And I thought I was using the internet a lot.
story about the move of Baghdad life from the streets to the internet
caught my eye today. The article discusses how citizens now create their communities via video conferencing and instant messaging, for fear of the danger that befalls those who get caught amongst the violence. I particularly thought this tidbit was interesting:
Perhaps the hardest part is electricity. Much of Baghdad had electricity for 12-18 hours a day before the U.S.-led invasion in 2003. Most neighborhoods now get electricity from the grid for just four to six hours a day.
It means ordinary people have to know their ohms from their amperes and their megabits from their kilohertz.
Most middle class households now have cables snaking down the street to a neighborhood "generator man" who gives them diesel-generated power for a monthly fee of about $10 per ampere.

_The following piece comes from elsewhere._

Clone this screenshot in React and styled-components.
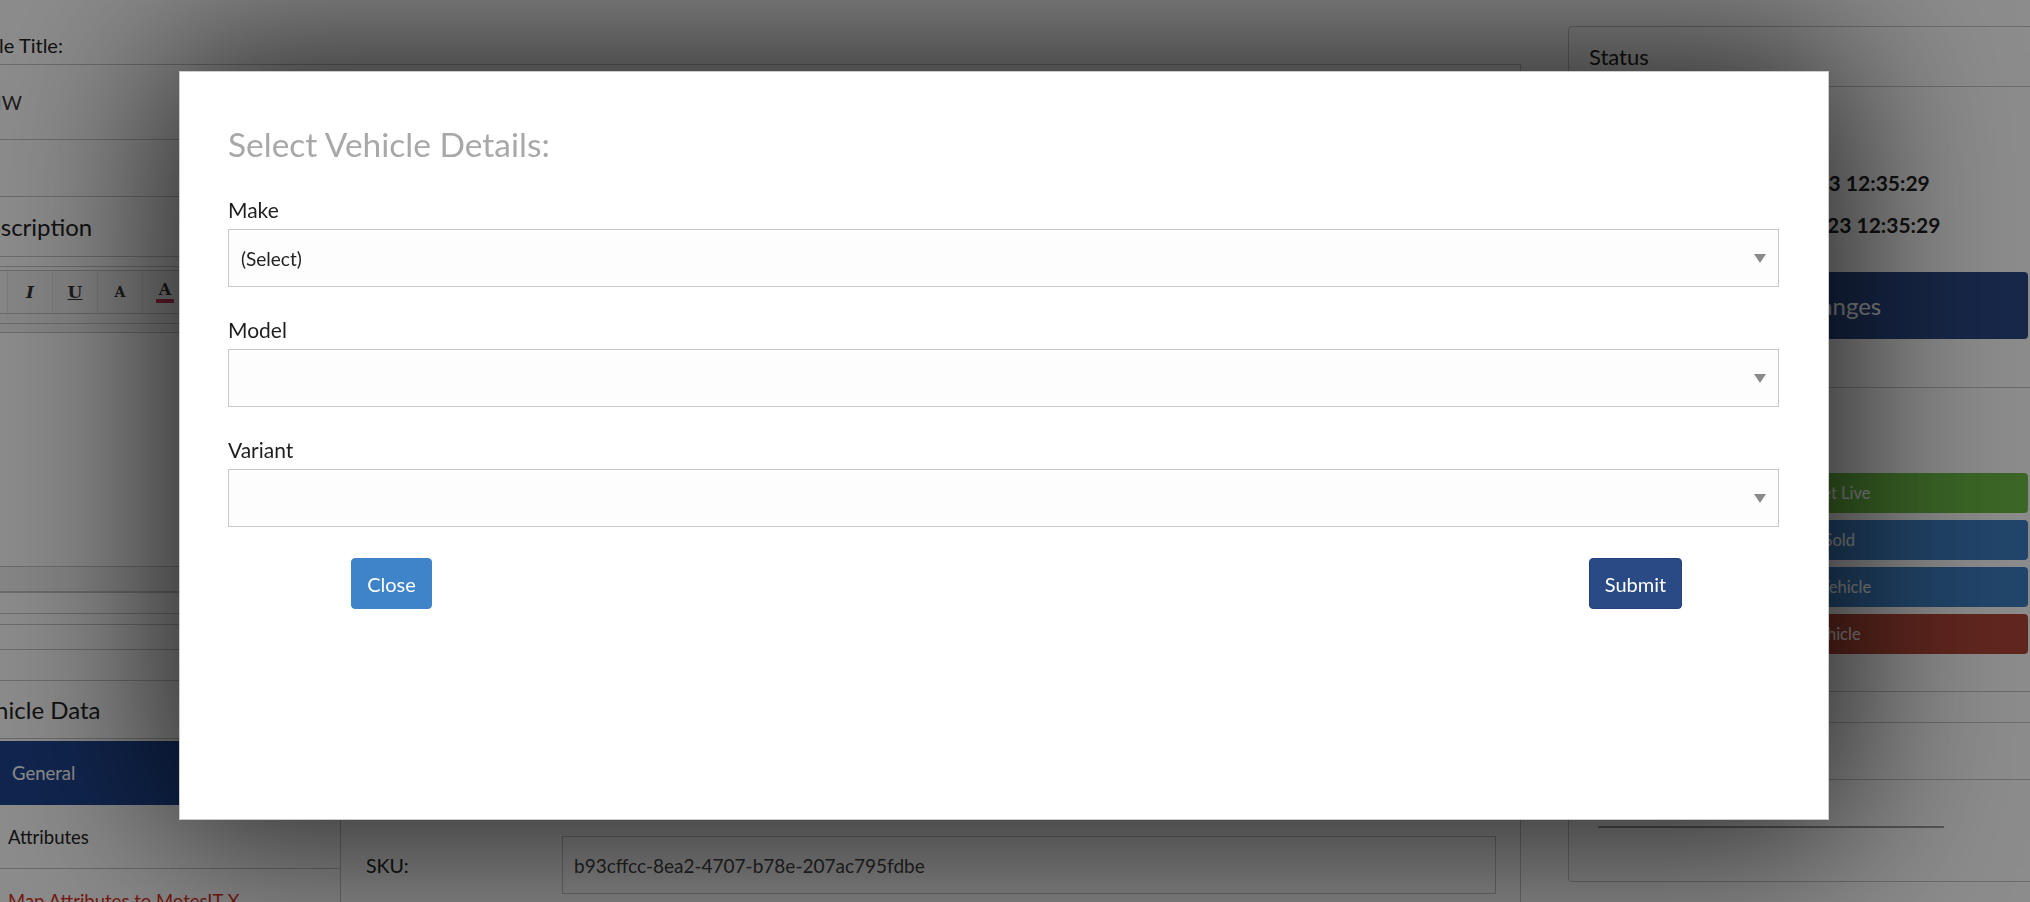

Six or seven amperes are usually enough for a computer, a TV and a fridge. An air conditioner costs more.
A neighborhood Internet cafe will sell a subscription for wireless Wi-Fi access to its satellite broadband hookup for about $40 a month.

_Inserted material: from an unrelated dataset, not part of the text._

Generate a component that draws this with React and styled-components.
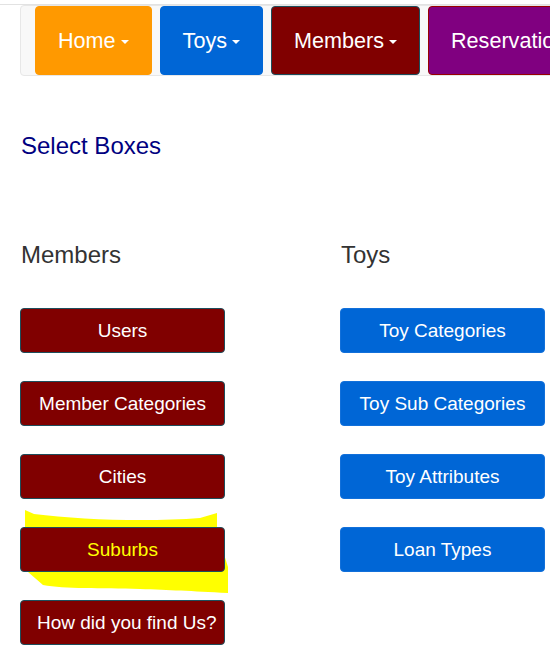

One of the best parts about all this, I think, is that it's not about using the web to communicate with people across the world that you will never meet - it's about the real sustainment of a community and the ability to stay in touch in real time, despite hardship. Call me sentimental, but I don't think any discussion with a stranger - be it on a forum or in a chat room - can compare to discussions with friends. It's an example of a globalized network that works locally. And it keeps people safe.